§ DIRECTION
Search the records for the word "React" and pick out every line that has it.

* * * * *

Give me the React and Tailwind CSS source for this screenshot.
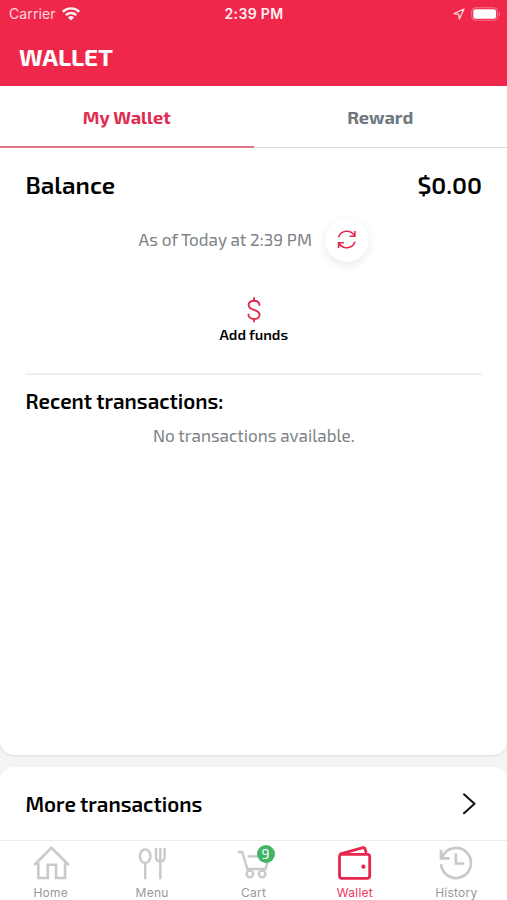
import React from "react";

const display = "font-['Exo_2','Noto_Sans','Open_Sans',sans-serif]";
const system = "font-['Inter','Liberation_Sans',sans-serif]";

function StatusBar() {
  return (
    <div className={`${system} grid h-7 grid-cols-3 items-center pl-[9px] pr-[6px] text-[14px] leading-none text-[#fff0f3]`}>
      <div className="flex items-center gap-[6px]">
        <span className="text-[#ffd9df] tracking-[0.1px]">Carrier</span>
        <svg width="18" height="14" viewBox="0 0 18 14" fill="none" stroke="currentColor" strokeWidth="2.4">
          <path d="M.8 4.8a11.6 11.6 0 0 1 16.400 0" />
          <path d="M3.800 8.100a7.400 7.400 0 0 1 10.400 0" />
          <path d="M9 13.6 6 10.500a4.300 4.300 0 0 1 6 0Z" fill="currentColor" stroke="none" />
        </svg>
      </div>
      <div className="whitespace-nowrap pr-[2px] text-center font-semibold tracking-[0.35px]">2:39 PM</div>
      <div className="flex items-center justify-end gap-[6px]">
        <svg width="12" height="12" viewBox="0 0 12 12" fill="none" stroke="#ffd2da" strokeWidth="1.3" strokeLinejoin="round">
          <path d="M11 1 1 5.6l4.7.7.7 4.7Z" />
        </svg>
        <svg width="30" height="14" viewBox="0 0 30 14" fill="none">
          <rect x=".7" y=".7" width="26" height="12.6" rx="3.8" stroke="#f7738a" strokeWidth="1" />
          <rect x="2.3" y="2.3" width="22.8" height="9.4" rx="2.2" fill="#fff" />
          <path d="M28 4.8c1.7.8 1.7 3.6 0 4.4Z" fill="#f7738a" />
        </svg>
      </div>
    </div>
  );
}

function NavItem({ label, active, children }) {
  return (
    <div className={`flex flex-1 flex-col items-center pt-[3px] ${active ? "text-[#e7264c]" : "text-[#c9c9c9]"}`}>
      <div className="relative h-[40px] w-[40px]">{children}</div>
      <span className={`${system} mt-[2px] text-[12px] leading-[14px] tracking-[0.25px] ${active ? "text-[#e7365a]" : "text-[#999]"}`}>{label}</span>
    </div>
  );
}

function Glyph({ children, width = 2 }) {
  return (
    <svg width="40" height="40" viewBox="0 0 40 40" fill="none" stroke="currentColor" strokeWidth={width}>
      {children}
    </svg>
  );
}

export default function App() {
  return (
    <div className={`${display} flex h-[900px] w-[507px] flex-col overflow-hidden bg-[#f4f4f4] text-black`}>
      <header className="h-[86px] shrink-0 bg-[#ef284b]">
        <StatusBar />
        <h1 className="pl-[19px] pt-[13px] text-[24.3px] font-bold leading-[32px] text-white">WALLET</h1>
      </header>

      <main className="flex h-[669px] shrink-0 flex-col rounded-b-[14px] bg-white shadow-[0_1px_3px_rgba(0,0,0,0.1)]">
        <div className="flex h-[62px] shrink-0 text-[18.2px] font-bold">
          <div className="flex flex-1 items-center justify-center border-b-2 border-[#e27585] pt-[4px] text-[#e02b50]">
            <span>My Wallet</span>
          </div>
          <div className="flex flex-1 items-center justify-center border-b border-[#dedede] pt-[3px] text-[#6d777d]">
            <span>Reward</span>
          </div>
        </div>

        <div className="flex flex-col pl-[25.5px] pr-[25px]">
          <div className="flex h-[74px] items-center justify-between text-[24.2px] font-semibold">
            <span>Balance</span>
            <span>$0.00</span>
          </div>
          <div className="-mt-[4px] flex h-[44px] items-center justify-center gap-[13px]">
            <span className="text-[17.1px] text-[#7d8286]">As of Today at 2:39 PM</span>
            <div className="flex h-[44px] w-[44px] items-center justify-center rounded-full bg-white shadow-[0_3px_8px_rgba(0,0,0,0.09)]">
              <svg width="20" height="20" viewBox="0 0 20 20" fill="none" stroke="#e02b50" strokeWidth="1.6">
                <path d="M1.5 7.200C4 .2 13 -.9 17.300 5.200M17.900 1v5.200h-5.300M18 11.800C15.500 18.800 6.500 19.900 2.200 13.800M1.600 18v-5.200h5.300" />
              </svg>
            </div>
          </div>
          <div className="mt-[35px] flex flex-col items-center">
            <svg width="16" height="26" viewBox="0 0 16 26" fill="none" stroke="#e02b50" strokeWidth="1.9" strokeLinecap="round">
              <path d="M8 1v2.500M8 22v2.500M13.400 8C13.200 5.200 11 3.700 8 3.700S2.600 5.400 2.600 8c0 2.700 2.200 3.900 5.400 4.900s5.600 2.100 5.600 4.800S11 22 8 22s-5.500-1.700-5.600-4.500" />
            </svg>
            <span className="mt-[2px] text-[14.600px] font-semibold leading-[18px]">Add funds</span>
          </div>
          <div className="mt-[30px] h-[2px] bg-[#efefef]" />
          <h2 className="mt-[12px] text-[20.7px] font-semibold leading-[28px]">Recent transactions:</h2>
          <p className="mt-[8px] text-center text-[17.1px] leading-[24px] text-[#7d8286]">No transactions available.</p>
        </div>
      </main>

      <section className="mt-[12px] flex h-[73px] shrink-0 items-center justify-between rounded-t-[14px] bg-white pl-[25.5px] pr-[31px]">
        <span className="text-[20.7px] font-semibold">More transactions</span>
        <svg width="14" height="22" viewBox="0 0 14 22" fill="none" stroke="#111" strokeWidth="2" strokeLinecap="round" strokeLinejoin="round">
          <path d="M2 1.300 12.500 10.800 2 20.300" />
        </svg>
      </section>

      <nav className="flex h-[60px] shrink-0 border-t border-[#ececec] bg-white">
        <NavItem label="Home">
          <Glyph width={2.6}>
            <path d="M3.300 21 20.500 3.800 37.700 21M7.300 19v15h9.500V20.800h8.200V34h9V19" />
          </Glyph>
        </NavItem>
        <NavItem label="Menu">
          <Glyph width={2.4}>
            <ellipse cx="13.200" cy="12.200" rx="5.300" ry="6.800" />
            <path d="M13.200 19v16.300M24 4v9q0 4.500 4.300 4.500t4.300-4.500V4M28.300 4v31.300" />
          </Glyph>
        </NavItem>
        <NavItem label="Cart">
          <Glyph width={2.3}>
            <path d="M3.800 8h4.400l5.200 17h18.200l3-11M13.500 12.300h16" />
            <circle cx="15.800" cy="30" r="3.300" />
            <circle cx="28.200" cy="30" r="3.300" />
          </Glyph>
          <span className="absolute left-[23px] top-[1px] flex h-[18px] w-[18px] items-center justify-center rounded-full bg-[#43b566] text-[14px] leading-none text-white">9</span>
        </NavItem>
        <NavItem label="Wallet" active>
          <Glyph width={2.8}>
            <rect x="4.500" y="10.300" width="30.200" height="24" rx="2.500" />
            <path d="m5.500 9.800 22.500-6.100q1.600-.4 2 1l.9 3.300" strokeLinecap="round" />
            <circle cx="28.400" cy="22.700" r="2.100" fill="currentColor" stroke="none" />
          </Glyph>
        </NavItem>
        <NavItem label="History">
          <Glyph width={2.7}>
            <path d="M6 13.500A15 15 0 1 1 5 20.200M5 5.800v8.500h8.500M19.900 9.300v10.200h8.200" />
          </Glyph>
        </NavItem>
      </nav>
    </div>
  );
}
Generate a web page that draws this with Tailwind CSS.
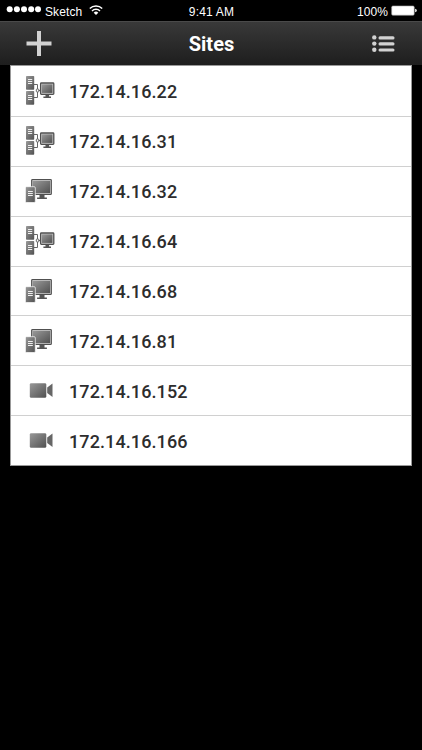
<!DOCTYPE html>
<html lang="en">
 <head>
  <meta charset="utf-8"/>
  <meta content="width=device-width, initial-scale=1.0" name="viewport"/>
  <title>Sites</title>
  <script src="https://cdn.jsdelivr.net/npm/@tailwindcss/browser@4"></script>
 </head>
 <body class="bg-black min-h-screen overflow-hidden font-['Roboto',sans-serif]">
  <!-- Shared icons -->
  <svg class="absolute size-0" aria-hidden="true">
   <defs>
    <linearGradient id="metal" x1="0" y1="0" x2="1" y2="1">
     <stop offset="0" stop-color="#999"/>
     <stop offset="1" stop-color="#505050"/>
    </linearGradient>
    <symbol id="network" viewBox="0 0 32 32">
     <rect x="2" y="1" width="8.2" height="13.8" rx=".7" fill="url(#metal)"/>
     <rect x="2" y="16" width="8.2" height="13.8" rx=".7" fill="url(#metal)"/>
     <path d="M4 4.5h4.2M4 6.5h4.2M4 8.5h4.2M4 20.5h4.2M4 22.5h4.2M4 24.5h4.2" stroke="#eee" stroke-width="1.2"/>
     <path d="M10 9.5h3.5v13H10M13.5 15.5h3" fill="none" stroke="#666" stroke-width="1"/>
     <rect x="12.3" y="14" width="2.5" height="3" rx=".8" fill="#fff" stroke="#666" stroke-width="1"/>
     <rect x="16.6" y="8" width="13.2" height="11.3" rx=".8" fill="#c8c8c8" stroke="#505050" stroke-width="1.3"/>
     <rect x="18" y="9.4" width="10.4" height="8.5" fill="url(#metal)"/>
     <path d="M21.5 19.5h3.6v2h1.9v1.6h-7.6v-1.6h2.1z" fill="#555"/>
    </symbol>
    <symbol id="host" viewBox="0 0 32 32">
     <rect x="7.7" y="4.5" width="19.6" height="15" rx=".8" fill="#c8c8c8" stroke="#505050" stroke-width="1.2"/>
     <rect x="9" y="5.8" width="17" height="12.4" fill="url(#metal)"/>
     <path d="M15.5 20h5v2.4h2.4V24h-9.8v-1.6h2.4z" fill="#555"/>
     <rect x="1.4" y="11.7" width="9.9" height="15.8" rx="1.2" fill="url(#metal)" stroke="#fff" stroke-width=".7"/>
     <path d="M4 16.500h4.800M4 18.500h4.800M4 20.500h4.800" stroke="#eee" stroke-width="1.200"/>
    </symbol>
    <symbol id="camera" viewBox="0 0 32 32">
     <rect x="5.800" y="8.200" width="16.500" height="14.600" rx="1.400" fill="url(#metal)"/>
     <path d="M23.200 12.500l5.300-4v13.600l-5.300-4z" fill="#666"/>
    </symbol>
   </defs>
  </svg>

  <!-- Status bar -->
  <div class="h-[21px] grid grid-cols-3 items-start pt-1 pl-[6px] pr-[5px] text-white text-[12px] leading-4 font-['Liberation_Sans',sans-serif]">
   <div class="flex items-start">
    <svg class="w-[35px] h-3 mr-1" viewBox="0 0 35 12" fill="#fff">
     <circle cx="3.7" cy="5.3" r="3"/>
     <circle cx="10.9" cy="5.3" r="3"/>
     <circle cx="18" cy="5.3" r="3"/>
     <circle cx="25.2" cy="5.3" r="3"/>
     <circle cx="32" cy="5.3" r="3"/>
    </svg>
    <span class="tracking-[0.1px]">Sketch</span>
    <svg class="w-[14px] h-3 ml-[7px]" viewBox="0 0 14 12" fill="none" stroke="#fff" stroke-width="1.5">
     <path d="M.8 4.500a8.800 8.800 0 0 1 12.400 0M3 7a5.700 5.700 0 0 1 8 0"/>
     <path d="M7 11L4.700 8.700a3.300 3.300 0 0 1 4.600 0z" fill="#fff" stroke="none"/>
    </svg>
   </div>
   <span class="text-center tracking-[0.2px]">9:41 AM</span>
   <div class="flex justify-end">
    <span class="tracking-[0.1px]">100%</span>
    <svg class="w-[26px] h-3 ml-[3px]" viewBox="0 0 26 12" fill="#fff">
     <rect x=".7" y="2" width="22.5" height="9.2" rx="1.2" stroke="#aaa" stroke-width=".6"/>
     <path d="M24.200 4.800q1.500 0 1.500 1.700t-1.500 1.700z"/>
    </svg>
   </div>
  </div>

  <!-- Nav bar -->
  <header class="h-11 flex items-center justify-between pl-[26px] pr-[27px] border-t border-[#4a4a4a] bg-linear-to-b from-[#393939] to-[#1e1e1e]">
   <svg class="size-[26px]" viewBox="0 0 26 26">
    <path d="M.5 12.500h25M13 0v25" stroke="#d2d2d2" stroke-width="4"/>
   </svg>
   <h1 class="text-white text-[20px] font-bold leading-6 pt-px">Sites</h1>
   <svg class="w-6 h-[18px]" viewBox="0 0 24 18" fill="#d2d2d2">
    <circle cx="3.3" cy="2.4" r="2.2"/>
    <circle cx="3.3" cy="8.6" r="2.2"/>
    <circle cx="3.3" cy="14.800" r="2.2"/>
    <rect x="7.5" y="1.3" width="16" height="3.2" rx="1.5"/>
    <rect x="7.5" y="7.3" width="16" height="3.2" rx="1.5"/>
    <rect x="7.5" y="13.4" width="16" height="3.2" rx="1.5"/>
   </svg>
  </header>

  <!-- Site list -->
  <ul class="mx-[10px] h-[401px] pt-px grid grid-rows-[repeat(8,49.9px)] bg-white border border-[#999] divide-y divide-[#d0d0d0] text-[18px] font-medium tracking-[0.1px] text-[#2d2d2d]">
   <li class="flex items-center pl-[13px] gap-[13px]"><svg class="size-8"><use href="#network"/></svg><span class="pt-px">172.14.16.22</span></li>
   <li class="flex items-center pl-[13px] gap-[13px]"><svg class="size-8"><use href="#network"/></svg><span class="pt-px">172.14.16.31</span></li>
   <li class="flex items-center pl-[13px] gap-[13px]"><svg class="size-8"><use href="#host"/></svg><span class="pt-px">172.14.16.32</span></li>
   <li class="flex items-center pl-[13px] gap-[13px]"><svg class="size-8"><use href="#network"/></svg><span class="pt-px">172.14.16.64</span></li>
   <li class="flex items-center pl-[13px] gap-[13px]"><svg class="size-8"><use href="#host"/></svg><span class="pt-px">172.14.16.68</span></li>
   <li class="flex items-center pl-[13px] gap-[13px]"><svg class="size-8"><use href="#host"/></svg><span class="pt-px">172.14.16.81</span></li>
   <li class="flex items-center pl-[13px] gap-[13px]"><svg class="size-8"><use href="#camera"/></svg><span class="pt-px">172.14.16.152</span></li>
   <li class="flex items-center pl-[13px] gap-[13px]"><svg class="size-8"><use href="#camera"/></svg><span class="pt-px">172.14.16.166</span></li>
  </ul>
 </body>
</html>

* * * * *

§ EXPECTED ANSWER
Give me the React and Tailwind CSS source for this screenshot.
import React from "react";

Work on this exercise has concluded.